> **Records to process**

┄┄┄┄┄┄

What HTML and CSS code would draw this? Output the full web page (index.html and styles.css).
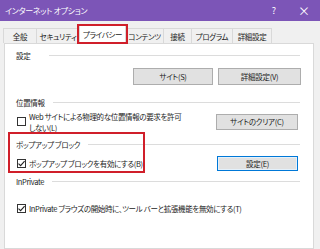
FILE: index.html
```html
<!DOCTYPE html>
<html lang="ja">
<head>
<meta charset="utf-8">
<link rel="stylesheet" href="styles.css">
</head>
<body>
<div class="window">
  <div class="titlebar">
    <span class="title">インターネット オプション</span>
    <span class="tb-btn help">?</span>
    <span class="tb-btn close">×</span>
  </div>
  <div class="tabs">
    <div class="tab t1">全般</div>
    <div class="tab t2">セキュリティ</div>
    <div class="tab t3 active">プライバシー<span class="hl hl-tab"></span></div>
    <div class="tab t4">コンテンツ</div>
    <div class="tab t5">接続</div>
    <div class="tab t6">プログラム</div>
    <div class="tab t7">詳細設定</div>
  </div>
  <div class="panel">
    <div class="group g1">
      <div class="legend"><span>設定</span><i class="rule"></i></div>
      <div class="row r1">
        <button class="btn b-site">サイト(S)</button>
        <button class="btn b-adv">詳細設定(V)</button>
      </div>
    </div>
    <div class="group g2">
      <div class="legend"><span>位置情報</span><i class="rule"></i></div>
      <div class="row r2">
        <label class="check"><span class="box"></span><span class="ctext">Web サイトによる物理的な位置情報の要求を許可<br>しない(L)</span></label>
        <button class="btn b-clear">サイトのクリア(C)</button>
      </div>
    </div>
    <div class="group g3">
      <div class="legend"><span>ポップアップ ブロック</span><i class="rule"></i></div>
      <div class="row r3">
        <label class="check"><span class="box checked"><svg viewBox="0 0 9 9" width="9" height="9"><path d="M1.5 4.6 L3.6 6.7 L7.6 2.2" fill="none" stroke="#222" stroke-width="1.1"/></svg></span><span class="ctext">ポップアップ ブロックを有効にする(B)</span></label>
        <button class="btn b-set focus">設定(E)</button>
      </div>
      <span class="hl hl-popup"></span>
    </div>
    <div class="group g4">
      <div class="legend"><span>InPrivate</span><i class="rule"></i></div>
      <div class="row r4">
        <label class="check"><span class="box checked"><svg viewBox="0 0 9 9" width="9" height="9"><path d="M1.5 4.6 L3.6 6.7 L7.6 2.2" fill="none" stroke="#222" stroke-width="1.1"/></svg></span><span class="ctext">InPrivate ブラウズの開始時に、ツール バーと拡張機能を無効にする(T)</span></label>
      </div>
    </div>
  </div>
</div>
</body>
</html>
```
FILE: styles.css
```css
* { box-sizing: border-box; }
html, body { margin: 0; padding: 0; }
body {
  width: 320px; height: 249px; overflow: hidden;
  background: #f0f0f0;
  font-family: "Noto Sans CJK JP", "Noto Sans", sans-serif;
  font-feature-settings: "palt";
  font-size: 7.5px;
  letter-spacing: -0.35px;
  color: #1b1b1b;
}
.window { width: 320px; height: 249px; display: flex; flex-direction: column; }
.titlebar {
  height: 21px; background: #7c55b7; color: #fff;
  display: flex; align-items: center; padding-left: 5px; flex: none;
}
.title { font-size: 8px; flex: 1; letter-spacing: -0.3px; }
.tb-btn { width: 30px; text-align: center; font-size: 9px; letter-spacing: 0; }
.close { font-size: 12px; margin-right: 1px; }

.tabs {
  display: flex; align-items: flex-end; height: 22px; padding-left: 3px; flex: none;
  position: relative; z-index: 2;
}
.tab {
  height: 15px; border: 1px solid #d9d9d9; border-bottom: none; margin-right: -1px;
  background: #f0f0f0; display: flex; align-items: center; justify-content: center;
  color: #222; white-space: nowrap;
}
.t1 { width: 34px; }
.t2 { width: 44px; }
.t3 { width: 47px; }
.t4 { width: 39px; }
.t5 { width: 29px; }
.t6 { width: 42px; }
.t7 { width: 40px; }
.tab.active {
  background: #fff; position: relative; margin-bottom: -1px; height: 19px;
  border-color: #d9d9d9; align-items: flex-start; padding-top: 3px;
}
.hl { position: absolute; border: 2px solid #d01f2a; pointer-events: none; }
.hl-tab { left: -3px; top: -2px; width: 51px; height: 20px; }

.panel {
  flex: 1; margin: 0 6px 0 4px; background: #fff; border: 1px solid #d9d9d9;
  padding: 6px 13px 0 11px; position: relative;
}
.group { position: relative; }
.legend { display: flex; align-items: center; height: 10px; }
.legend span { flex: none; }
.rule { flex: 1; height: 1px; background: #dcdcdc; margin-left: 8px; margin-top: 1px; }
.g1 .rule { margin-left: 19px; }
.row { display: flex; align-items: center; }
.r1 { justify-content: flex-end; margin-top: 8px; gap: 5px; margin-right: -1px; }
.g2 { margin-top: 12px; }
.r2 { margin-top: 4px; justify-content: space-between; }
.g3 { margin-top: 6px; }
.r3 { margin-top: 6px; justify-content: space-between; height: 16px; }
.g4 { margin-top: 5px; }
.r4 { margin-top: 17px; }

.btn {
  font-family: inherit; font-feature-settings: "palt"; font-size: 7.5px; letter-spacing: -0.3px; color: #222;
  background: #e1e1e1; border: 1px solid #adadad; height: 17px; padding: 0;
  display: flex; align-items: center; justify-content: center;
}
.b-site { width: 80px; }
.b-adv { width: 83px; }
.b-clear { width: 82px; height: 16px; margin-right: 2px; margin-top: -1px; }
.b-set { width: 81px; height: 15px; margin-right: 2px; }
.btn.focus { border: 1px solid #0078d7; box-shadow: inset 0 0 0 1px #e5f1fb; }

.check { display: flex; align-items: flex-start; }
.box {
  width: 9px; height: 9px; border: 1px solid #333; background: #fff; flex: none;
  margin-left: 1px; margin-right: 3px; margin-top: 1px; display: flex; align-items: center; justify-content: center;
}
.box svg { display: block; margin: -1px; }
.r2 .box { margin-top: 6px; }
.ctext { line-height: 11px; }
.hl-popup { left: -8px; top: -7px; width: 137px; height: 41px; }
```
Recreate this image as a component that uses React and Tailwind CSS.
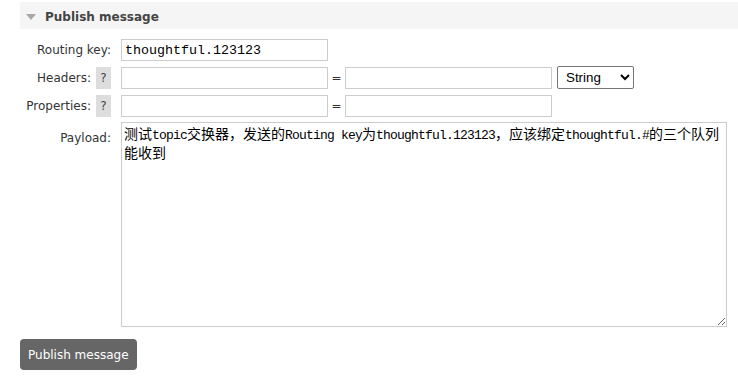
export default function App() {
  const inputCls =
    "h-[22px] w-[207px] border border-[#cccccc] bg-white px-[3px] outline-none";
  const cjk = "font-['Noto_Sans_CJK_SC',sans-serif] text-[14px] tracking-normal";
  return (
    <div className="w-[738px] h-[383px] bg-white pl-[20px] pt-[2px] font-['DejaVu_Sans',sans-serif] text-[12px] text-[#333333]">
      <div className="h-[27px] bg-[#f5f5f5] flex items-center">
        <svg width="10" height="6" viewBox="0 0 10 6" className="ml-[6px] mt-[2px]">
          <path d="M0 0 L10 0 L5 6 Z" fill="#a8a8a8" />
        </svg>
        <span className="ml-[9px] mt-[2px] font-bold text-[12px] text-[#444444]">Publish message</span>
      </div>

      <div className="mt-[10px] flex flex-col">
        {/* Routing key */}
        <div className="flex items-center">
          <div className="w-[91px] text-right">Routing key:</div>
          <input
            className={`${inputCls} ml-[10px] font-['Liberation_Mono',monospace] text-[13.33px] text-black`}
            defaultValue="thoughtful.123123"
          />
        </div>

        {/* Headers */}
        <div className="mt-[5px] flex items-center">
          <div className="w-[91px] flex items-center justify-end">
            <span>Headers:</span>
            <span className="ml-[5px] w-[15px] h-[22px] bg-[#dddddd] text-[#444444] flex items-center justify-center">?</span>
          </div>
          <input className={`${inputCls} ml-[10px]`} />
          <span className="w-[17px] text-center">=</span>
          <input className={inputCls} />
          <select className="ml-[5px] h-[23px] w-[77px] border border-[#767676] rounded-[2px] bg-white pl-[4px] font-['Liberation_Sans',Arial,sans-serif] text-[13.33px] text-black">
            <option>String</option>
            <option>Number</option>
            <option>Boolean</option>
          </select>
        </div>

        {/* Properties */}
        <div className="mt-[6px] flex items-center">
          <div className="w-[91px] flex items-center justify-end">
            <span>Properties:</span>
            <span className="ml-[5px] w-[15px] h-[22px] bg-[#dddddd] text-[#444444] flex items-center justify-center">?</span>
          </div>
          <input className={`${inputCls} ml-[10px]`} />
          <span className="w-[17px] text-center">=</span>
          <input className={inputCls} />
        </div>

        {/* Payload */}
        <div className="mt-[5px] flex items-start">
          <div className="w-[91px] text-right pt-[7px]">Payload:</div>
          <div
            className="ml-[10px] w-[606px] h-[205px] border border-[#cccccc] bg-white p-[2px] overflow-auto resize text-black font-['Liberation_Mono',monospace] text-[13px] tracking-[-0.8px] leading-[16px] break-all"
          >
            <span className={cjk}>测试</span>topic<span className={cjk}>交换器，发送的</span>Routing key<span className={cjk}>为</span>thoughtful.123123<span className={cjk}>，应该绑定</span>thoughtful.#<span className={cjk}>的三个队列能收到</span>
          </div>
        </div>

        <div className="mt-[12px]">
          <button className="h-[31px] px-[8px] rounded-[4px] bg-[#666666] text-white text-[12px]">
            Publish message
          </button>
        </div>
      </div>
    </div>
  );
}
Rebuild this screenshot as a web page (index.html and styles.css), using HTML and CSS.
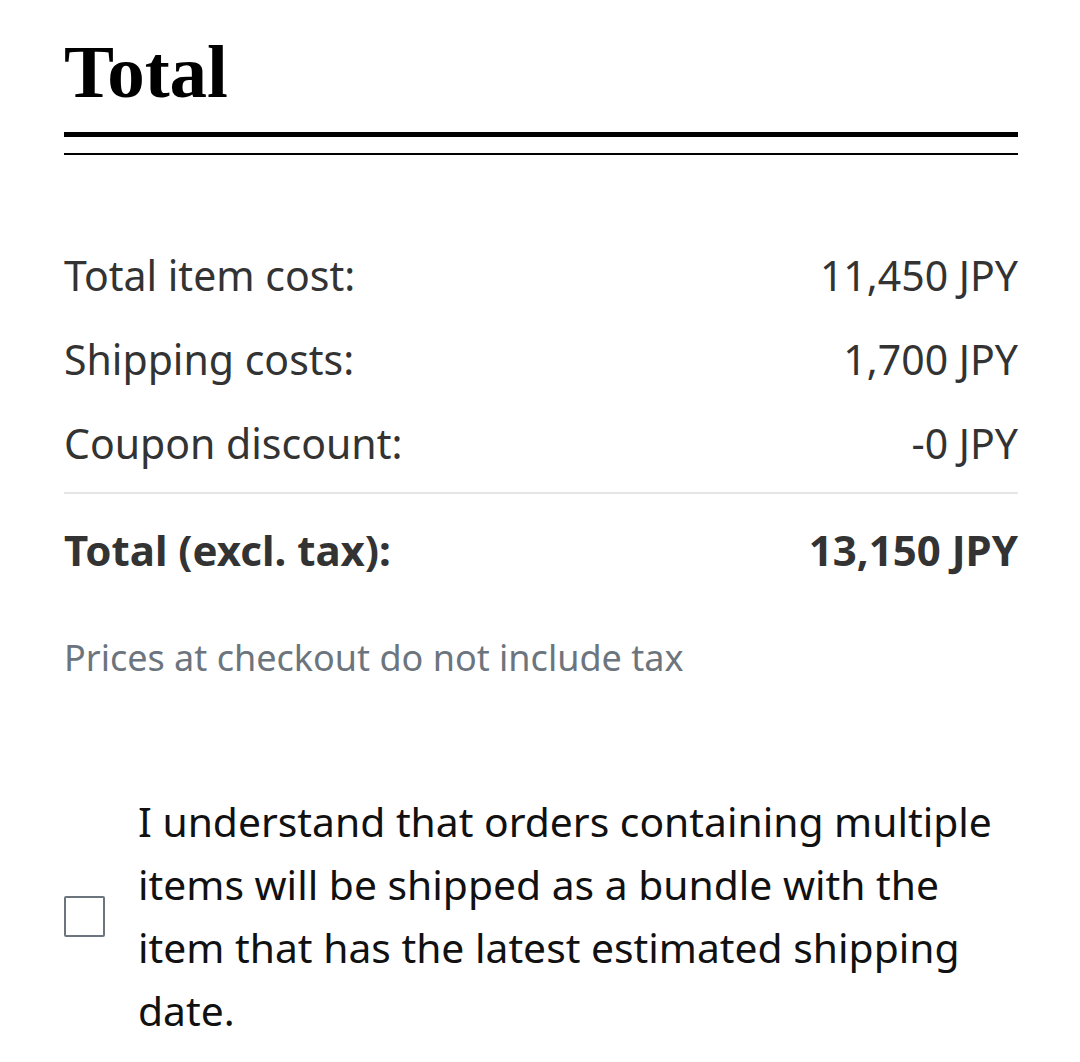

┄┄┄┄┄┄

> **Task goal**
In the entries above, identify every line with the string "page".

> **Right answer**
What HTML and CSS code would draw this? Output the full web page (index.html and styles.css).
Rebuild this screenshot as a web page (index.html and styles.css), using HTML and CSS.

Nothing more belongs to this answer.